時間の無駄だから部屋の中なんて見なくていーや!そう言いたくもなりましたが、不動産屋の女性は「ここはね~、私のイチオシなんですよ!」と、やけに自信満々の様子で、私を部屋まで案内しました。
玄関の扉を引き、40平米の広いリビングが目の前に広がります。
その中央には、仰向けで変色しているゴキブリの死骸。小さな身を呈して、この物件の危険さを知らせてくれたのでしょう。ありがたく成仏セヨ。カビ臭いカーテンを開けてベランダを見ると、何者かの大量のフンが数百粒、恐る恐るクローゼットを開けると、黄ばんだ布団に封の空いたコンドーム。誰かがここで命を絶ったのだろうか…、そう勘繰るほど部屋全体が不気味さに満ちており、共有のプールは華やかさやバカンス感の欠片もなく、過疎地の分校にありそうなプールでした。
どうやらここには悲しみと怨念しかなさそうです。
これでいて、最初の物件よりも高いことが信じられません。
さらに、こんな物件を「オススメです」と言い切る不動産屋のセンスも信じられません。世知辛い世の中ですもの、なるべく高い物件を契約させたいのでしょうね…。しかも、この女性、人柄は良さそうなのですが、こちらから色々と質問をしないと何も教えてくれず、さらに物件の情報が全て曖昧かつ口頭のみでの説明だったので、対応に物足りなさが残りました。
明日、別の2つの物件に連れて行ってくれるとのことで、この日は解散。近くのフードコートでパッタイを食べ、一人でシンキングタイムです。2つ目の不気味な館に関しては、記憶から消し去ることとし、1つ目の物件についてだけ思案しました。
予想していたより高くね?
洗濯機を付けてもらって20,000バーツになると、新宿の物件より30,000円安いだけじゃね?
ジムとビリヤード、いらなくね?
ネット代や水道光熱費が加わるとキツイんじゃね?
もう少し安くて良い物件はないものか、情報誌をチェックし「日本語対応可」と表記されている幾つかの不動産屋に、公衆電話から連絡をしてみました。
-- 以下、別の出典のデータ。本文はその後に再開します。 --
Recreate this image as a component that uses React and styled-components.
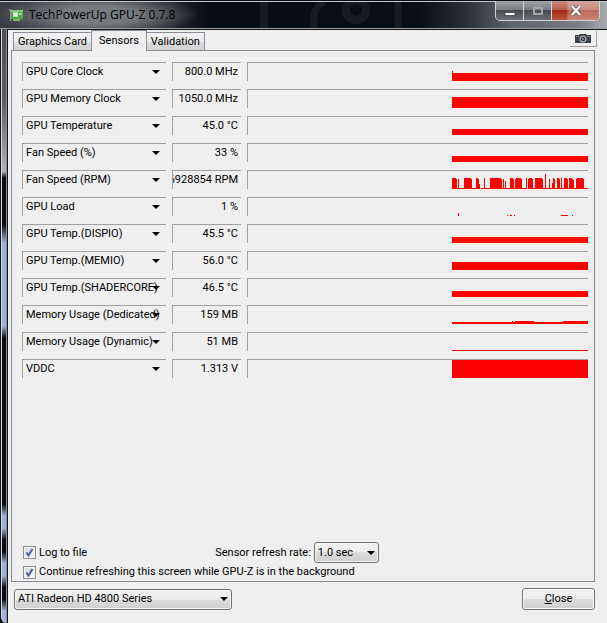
import React, { useState } from "react";
import styled, { createGlobalStyle } from "styled-components";

const GlobalStyle = createGlobalStyle`
  * {
    box-sizing: border-box;
  }

  body {
    background: #efefef;
    color: #000000;
    font-family: Roboto, "Liberation Sans", sans-serif;
    font-size: 11px;
    line-height: 16px;
    margin: 0;
  }

  button,
  select {
    color: inherit;
    font: inherit;
  }
`;

const Window = styled.div`
  background: #000000;
  display: flex;
  flex-direction: column;
  min-height: 100vh;
`;

const TitleBar = styled.header`
  align-items: flex-start;
  background:
    radial-gradient(ellipse 100px 22px at 98px 14px, rgba(150, 153, 157, 0.7) 40%, transparent 100%),
    linear-gradient(90deg, #3c4046 0, #24282e 170px, #080c13 210px, #0a0e15 420px, #2a2f37 465px, #5d6168 510px, #7b7f85 580px, #a9acb1 100%);
  border-bottom: 1px solid #9a9da1;
  border-top: 1px solid #0b0a10;
  box-shadow: inset 0 1px 0 #c9cbd1;
  display: flex;
  height: 29px;
  justify-content: space-between;
  overflow: hidden;
  padding-left: 9px;
  position: relative;
`;

const Title = styled.h1`
  align-items: center;
  display: flex;
  font-family: "Open Sans", "Noto Sans", sans-serif;
  font-size: 12px;
  font-weight: 400;
  gap: 6px;
  height: 28px;
  margin: 0;
  position: relative;
`;

const Backdrop = styled.svg`
  left: 250px;
  position: absolute;
  top: 1px;
`;

const WindowButtons = styled.div`
  border: 1px solid #d2d4d8;
  border-radius: 0 0 5px 5px;
  border-top: 0;
  display: flex;
  height: 20px;
  margin-right: 7px;
  overflow: hidden;
  position: relative;
`;

const WindowButton = styled.button`
  align-items: center;
  background: ${props =>
    props.$close
      ? "linear-gradient(90deg, transparent 30%, rgba(225, 205, 202, 0.4) 36%), linear-gradient(#c98c80 0, #b9604f 45%, #a32a12 50%, #b8583e 100%)"
      : "linear-gradient(#9fa2a6 0, #7b7e83 45%, #4a4d52 50%, #6a6d72 100%)"};
  border: 0;
  border-right: ${props => (props.$close ? "0" : "1px solid #d2d4d8")};
  display: flex;
  justify-content: center;
  padding: 0;
  width: ${props => (props.$close ? "47px" : "28px")};
`;

const Frame = styled.div`
  display: flex;
  flex: 1;
`;

const FrameEdge = styled.div`
  background: linear-gradient(
    #4c4e52 0,
    #5c5d62 12%,
    #8a868b 18%,
    #b5b0b4 24%,
    #0c0e12 25%,
    #0c0e12 33%,
    #9fb4d5 36%,
    #9fb4d5 50%,
    #0c0e12 52%,
    #0c0e12 80%,
    #9fb4d5 82%,
    #9fb4d5 84%,
    #0c0e12 86%,
    #0c0e12 88%,
    #9fb4d5 90%,
    #9fb4d5 92%,
    #0c0e12 94%,
    #0c0e12 96%,
    #9fb4d5 98%
  );
  border-bottom-left-radius: 6px;
  border-left: 1px solid #15151a;
  border-right: 1px solid #101216;
  box-shadow: inset 1px 0 0 #d5d9df, inset -1px 0 0 #8f9296;
  width: 8px;
`;

const Client = styled.main`
  background: #efefef;
  border-top: 1px solid #101216;
  display: flex;
  flex: 1;
  flex-direction: column;
  min-width: 0;
  padding: 0 12px 13px 3px;
`;

const TabBar = styled.div`
  align-items: flex-end;
  display: flex;
  height: 20px;
  justify-content: space-between;
`;

const TabList = styled.div`
  align-items: flex-end;
  display: flex;
  padding-left: 2px;
`;

const Tab = styled.button`
  background: ${props =>
    props.$active
      ? "#efefef"
      : "linear-gradient(#f2f2f2 0, #ebebeb 50%, #dddddd 50%, #d2d2d2 100%)"};
  border: 1px solid #8b8b98;
  border-bottom: 0;
  height: ${props => (props.$active ? "21px" : "18px")};
  line-height: ${props => (props.$active ? "18px" : "16px")};
  margin-bottom: ${props => (props.$active ? "-1px" : "0")};
  margin-right: -1px;
  padding: 0 ${props => (props.$active ? "7px" : "4px")};
  position: relative;
`;

const CameraButton = styled.button`
  align-items: center;
  background: #efefef;
  border: 0;
  border-bottom: 1px solid #a0a0a0;
  border-right: 1px solid #a0a0a0;
  display: flex;
  height: 16px;
  justify-content: center;
  margin: 0 -2px 3px 0;
  padding: 0;
  width: 27px;
`;

const Panel = styled.section`
  border: 1px solid #8b8b98;
  display: flex;
  flex: 1;
  flex-direction: column;
  justify-content: space-between;
  padding: 11px 6px 1px 10px;
`;

const SensorList = styled.div`
  display: flex;
  flex-direction: column;
  gap: 8px;
`;

const SensorRow = styled.div`
  display: grid;
  gap: 6px;
  grid-template-columns: 144px 69px 1fr;
  height: 19px;
`;

const Well = styled.div`
  border-left: 1px solid #a0a0a0;
  border-top: 1px solid #a0a0a0;
  display: flex;
  min-width: 0;
  overflow: hidden;
`;

const SensorPicker = styled(Well)`
  position: relative;
`;

const SensorSelect = styled.select`
  appearance: none;
  background: transparent;
  border: 0;
  outline: 0;
  padding: 0 0 0 3px;
  width: 100%;
`;

const Arrow = styled.svg`
  pointer-events: none;
  position: absolute;
  right: ${props => props.$right};
  top: 50%;
  transform: translateY(-50%);
`;

const Reading = styled(Well)`
  align-items: center;
  justify-content: flex-end;
  padding-right: 3px;
  white-space: nowrap;
`;

const Graph = styled(Well)`
  align-items: flex-end;
  justify-content: flex-end;
`;

const Options = styled.div`
  display: flex;
  flex-direction: column;
  gap: 1px;
  padding-left: 1px;
`;

const OptionRow = styled.div`
  align-items: center;
  display: flex;
`;

const CheckLabel = styled.label`
  align-items: center;
  display: flex;
  gap: 3px;
`;

const CheckWrap = styled.span`
  display: grid;
  height: 13px;
  width: 13px;

  & > * {
    grid-area: 1 / 1;
  }
`;

const CheckBox = styled.input`
  appearance: none;
  background: linear-gradient(135deg, #d3d7dc, #f6f7f8);
  border: 1px solid #8e8f8f;
  box-shadow: inset 0 0 0 1px #f4f4f4;
  height: 13px;
  margin: 0;
  width: 13px;

  & + svg {
    pointer-events: none;
    visibility: hidden;
  }

  &:checked + svg {
    visibility: visible;
  }
`;

const RefreshRate = styled.div`
  align-items: center;
  display: flex;
  gap: 3px;
  margin-left: 128px;
`;

const ComboWrap = styled.span`
  display: block;
  position: relative;
  width: ${props => props.$width};
`;

const Combo = styled.select`
  appearance: none;
  background: linear-gradient(#f1f1f1 0, #ebebeb 50%, #dcdcdc 50%, #cfcfcf 100%);
  border: 1px solid #707070;
  border-radius: 3px;
  box-shadow: inset 0 0 0 1px #f5f5f5;
  display: block;
  height: 21px;
  padding: 0 3px;
  width: 100%;
`;

const Footer = styled.footer`
  align-items: center;
  display: flex;
  justify-content: space-between;
  padding: 6px 0 0 3px;
`;

const CloseButton = styled.button`
  background: linear-gradient(#f2f2f2 0, #ebebeb 50%, #dddddd 50%, #cfcfcf 100%);
  border: 1px solid #6b7578;
  border-radius: 3px;
  box-shadow: inset 0 0 0 1px #f7f9fa;
  height: 22px;
  padding: 0;
  width: 73px;
`;

// each graph is a list of [x, width, height] runs on a 136 x 18 plot
const flat = height => [[0, 136, height]];

const FAN_RPM = [
  [0, 28, 1], [29, 46, 1], [76, 60, 1],
  [0, 4, 11], [4, 1, 10], [6, 1, 10], [12, 7, 11], [19, 1, 10],
  [24, 2, 11], [26, 1, 10], [27, 1, 5], [32, 1, 11], [38, 11, 11],
  [49, 1, 10], [51, 1, 10], [53, 1, 8], [58, 3, 11], [61, 1, 10],
  [63, 1, 10], [64, 5, 11], [69, 1, 10], [74, 1, 11], [76, 1, 10],
  [77, 3, 11], [80, 1, 10], [83, 7, 11], [90, 1, 10], [93, 1, 15],
  [97, 1, 10], [100, 1, 6], [101, 1, 11], [102, 1, 10], [105, 2, 11],
  [107, 1, 10], [109, 1, 11], [112, 3, 11], [115, 1, 10], [117, 3, 11],
  [120, 1, 10], [121, 1, 9], [124, 1, 10], [125, 6, 11], [131, 1, 10]
];

const GPU_LOAD = [
  [6, 1, 3], [55, 1, 1], [58, 2, 1], [62, 1, 1], [109, 7, 1], [120, 1, 1]
];

const SENSORS = [
  { name: "GPU Core Clock", value: "800.0 MHz", runs: [...flat(8), [0, 1, 10]] },
  { name: "GPU Memory Clock", value: "1050.0 MHz", runs: flat(11) },
  { name: "GPU Temperature", value: "45.0 °C", runs: flat(6) },
  { name: "Fan Speed (%)", value: "33 %", runs: flat(6) },
  { name: "Fan Speed (RPM)", value: "6928854 RPM", runs: FAN_RPM },
  { name: "GPU Load", value: "1 %", runs: GPU_LOAD },
  { name: "GPU Temp.(DISPIO)", value: "45.5 °C", runs: flat(6) },
  { name: "GPU Temp.(MEMIO)", value: "56.0 °C", runs: flat(8) },
  { name: "GPU Temp.(SHADERCORE)", value: "46.5 °C", runs: flat(6) },
  {
    name: "Memory Usage (Dedicated)",
    value: "159 MB",
    runs: [...flat(2), [60, 1, 3], [63, 19, 3], [111, 25, 3]]
  },
  { name: "Memory Usage (Dynamic)", value: "51 MB", runs: flat(1) },
  { name: "VDDC", value: "1.313 V", runs: flat(18) }
];

const DropArrow = ({ right }) => (
  <Arrow $right={right} width="8" height="4" viewBox="0 0 8 4" aria-hidden="true">
    <path d="M0 0h8L4 4z" fill="#000000" />
  </Arrow>
);

const CardIcon = () => (
  <svg width="14" height="14" viewBox="0 0 14 14" aria-hidden="true">
    <path d="M0 1h2v12H1V3H0z" fill="#8f9496" />
    <rect x="2" y="2" width="12" height="9" fill="#4fa653" />
    <rect x="2" y="2" width="12" height="2" fill="#7cc97c" />
    <rect x="4" y="4" width="5" height="5" fill="#c6d9c3" />
    <rect x="5" y="5" width="3" height="3" fill="#e4ece2" />
    <rect x="10" y="5" width="3" height="2" fill="#9be09a" />
    <rect x="4" y="11" width="7" height="2" fill="#8fae68" />
  </svg>
);

const CameraIcon = () => (
  <svg width="16" height="10" viewBox="0 0 16 10" aria-hidden="true">
    <path d="M0 1h4l1-1h6l1 1h4v8H0z" fill="#3b4147" />
    <path d="M1 2h3v1H1zM12 2h3v1h-3z" fill="#7d8489" />
    <circle cx="8" cy="5" r="3.5" fill="#a9afb3" />
    <circle cx="8" cy="5" r="2.3" fill="#3b4147" />
    <circle cx="8" cy="5" r="1" fill="#8d9498" />
  </svg>
);

const CheckMark = () => (
  <svg width="13" height="13" viewBox="0 0 13 13" aria-hidden="true">
    <path d="M3.5 6.5l2 3L9.5 3" fill="none" stroke="#4a5f97" strokeWidth="2" />
  </svg>
);

const TitleBackdrop = () => (
  <Backdrop width="160" height="27" viewBox="0 0 160 27" aria-hidden="true">
    <g fill="none" stroke="#171c24">
      <path d="M14 0v27" strokeWidth="8" />
      <path d="M64 27V14Q64 6 74 0" strokeWidth="7" />
      <circle cx="106" cy="8" r="10" strokeWidth="8" />
      <path d="M148 0v27" strokeWidth="7" />
    </g>
  </Backdrop>
);

const Sensor = ({ sensor }) => (
  <SensorRow>
    <SensorPicker>
      <SensorSelect aria-label={sensor.name}>
        <option>{sensor.name}</option>
      </SensorSelect>
      <DropArrow right="6px" />
    </SensorPicker>
    <Reading>
      <span>{sensor.value}</span>
    </Reading>
    <Graph>
      <svg width="136" height="18" viewBox="0 0 136 18" shapeRendering="crispEdges">
        {sensor.runs.map(([x, width, height], index) => (
          <rect key={index} x={x} y={18 - height} width={width} height={height} fill="#ff0000" />
        ))}
      </svg>
    </Graph>
  </SensorRow>
);

const CheckOption = ({ text }) => {
  const [checked, setChecked] = useState(true);

  return (
    <CheckLabel>
      <CheckWrap>
        <CheckBox
          type="checkbox"
          checked={checked}
          onChange={() => setChecked(!checked)}
        />
        <CheckMark />
      </CheckWrap>
      {text}
    </CheckLabel>
  );
};

const TABS = ["Graphics Card", "Sensors", "Validation"];

const App = () => {
  const [tab, setTab] = useState("Sensors");

  return (
    <Window>
      <GlobalStyle />
      <TitleBar>
        <TitleBackdrop />
        <Title>
          <CardIcon />
          TechPowerUp GPU-Z 0.7.8
        </Title>
        <WindowButtons>
          <WindowButton aria-label="Minimize">
            <svg width="12" height="12" viewBox="0 0 12 12">
              <path d="M1 7.5h10v3H1z" fill="#ffffff" stroke="#55585d" />
            </svg>
          </WindowButton>
          <WindowButton aria-label="Maximize">
            <svg width="12" height="10" viewBox="0 0 12 10">
              <path d="M2 2h8v6H2z" fill="none" stroke="#a5a7aa" strokeWidth="2" />
            </svg>
          </WindowButton>
          <WindowButton $close aria-label="Close window">
            <svg width="12" height="11" viewBox="0 0 12 11">
              <path d="M2 1l8 9M10 1L2 10" stroke="#6b4a48" strokeWidth="4" />
              <path d="M2 1l8 9M10 1L2 10" stroke="#ffffff" strokeWidth="2.5" />
            </svg>
          </WindowButton>
        </WindowButtons>
      </TitleBar>
      <Frame>
        <FrameEdge />
        <Client>
          <TabBar>
            <TabList role="tablist">
              {TABS.map(name => (
                <Tab
                  key={name}
                  role="tab"
                  aria-selected={tab === name}
                  $active={tab === name}
                  onClick={() => setTab(name)}
                >
                  {name}
                </Tab>
              ))}
            </TabList>
            <CameraButton aria-label="Screenshot">
              <CameraIcon />
            </CameraButton>
          </TabBar>
          <Panel>
            <SensorList>
              {SENSORS.map(sensor => (
                <Sensor key={sensor.name} sensor={sensor} />
              ))}
            </SensorList>
            <Options>
              <OptionRow>
                <CheckOption text="Log to file" />
                <RefreshRate>
                  <label htmlFor="refresh-rate">Sensor refresh rate:</label>
                  <ComboWrap $width="65px">
                    <Combo id="refresh-rate">
                      <option>1.0 sec</option>
                    </Combo>
                    <DropArrow right="4px" />
                  </ComboWrap>
                </RefreshRate>
              </OptionRow>
              <OptionRow>
                <CheckOption text="Continue refreshing this screen while GPU-Z is in the background" />
              </OptionRow>
            </Options>
          </Panel>
          <Footer>
            <ComboWrap $width="218px">
              <Combo aria-label="Graphics card">
                <option>ATI Radeon HD 4800 Series</option>
              </Combo>
              <DropArrow right="4px" />
            </ComboWrap>
            <CloseButton>
              <u>C</u>lose
            </CloseButton>
          </Footer>
        </Client>
      </Frame>
    </Window>
  );
};

export default App;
一概には言えないのですが、私が電話をした結果、「日本語対応可」と書いていても、日本語が通じないことが多かったです。担当者が不在だ、と英語で言われたり、英語で話しかけるといきなり切られたり、何を言っても「カー」しか言わなかったり…、よって私は「日本語対応可」は「運が良ければ日本語で対応してもらえるかもしれませんよ」という意味だと解釈することにしました。
なかには「日本人直通」と書いているのに、日本語を話せないタイ人が出ることもありました。
経営者の皆さん、あなたの知らないところで、意外とヤツら、勝手に電話を切っていますよ!
日本同様、バンコクでも、安い物件には多少の理由があるのかもしれません。
日テレが女子アナに清廉さを求めたように、喜朗パイセンが国に2500億円を求めたように、新築や好条件を求めるのであれば、それなりのお金が必要です。10,000バーツ以下で理想の物件を探すことは難しいと思います。あくまで私の場合ですが、理想と現実の乖離が、確かにここに存在しました。3万円も払えば、広くて新しくてプール付きの豪華な部屋に住めるよー、なんて過去の話か郊外の話だと思います。
現在の窓の外の様子。快晴です。
サワディーカプ雄、37歳。今日も誰の物でもありません。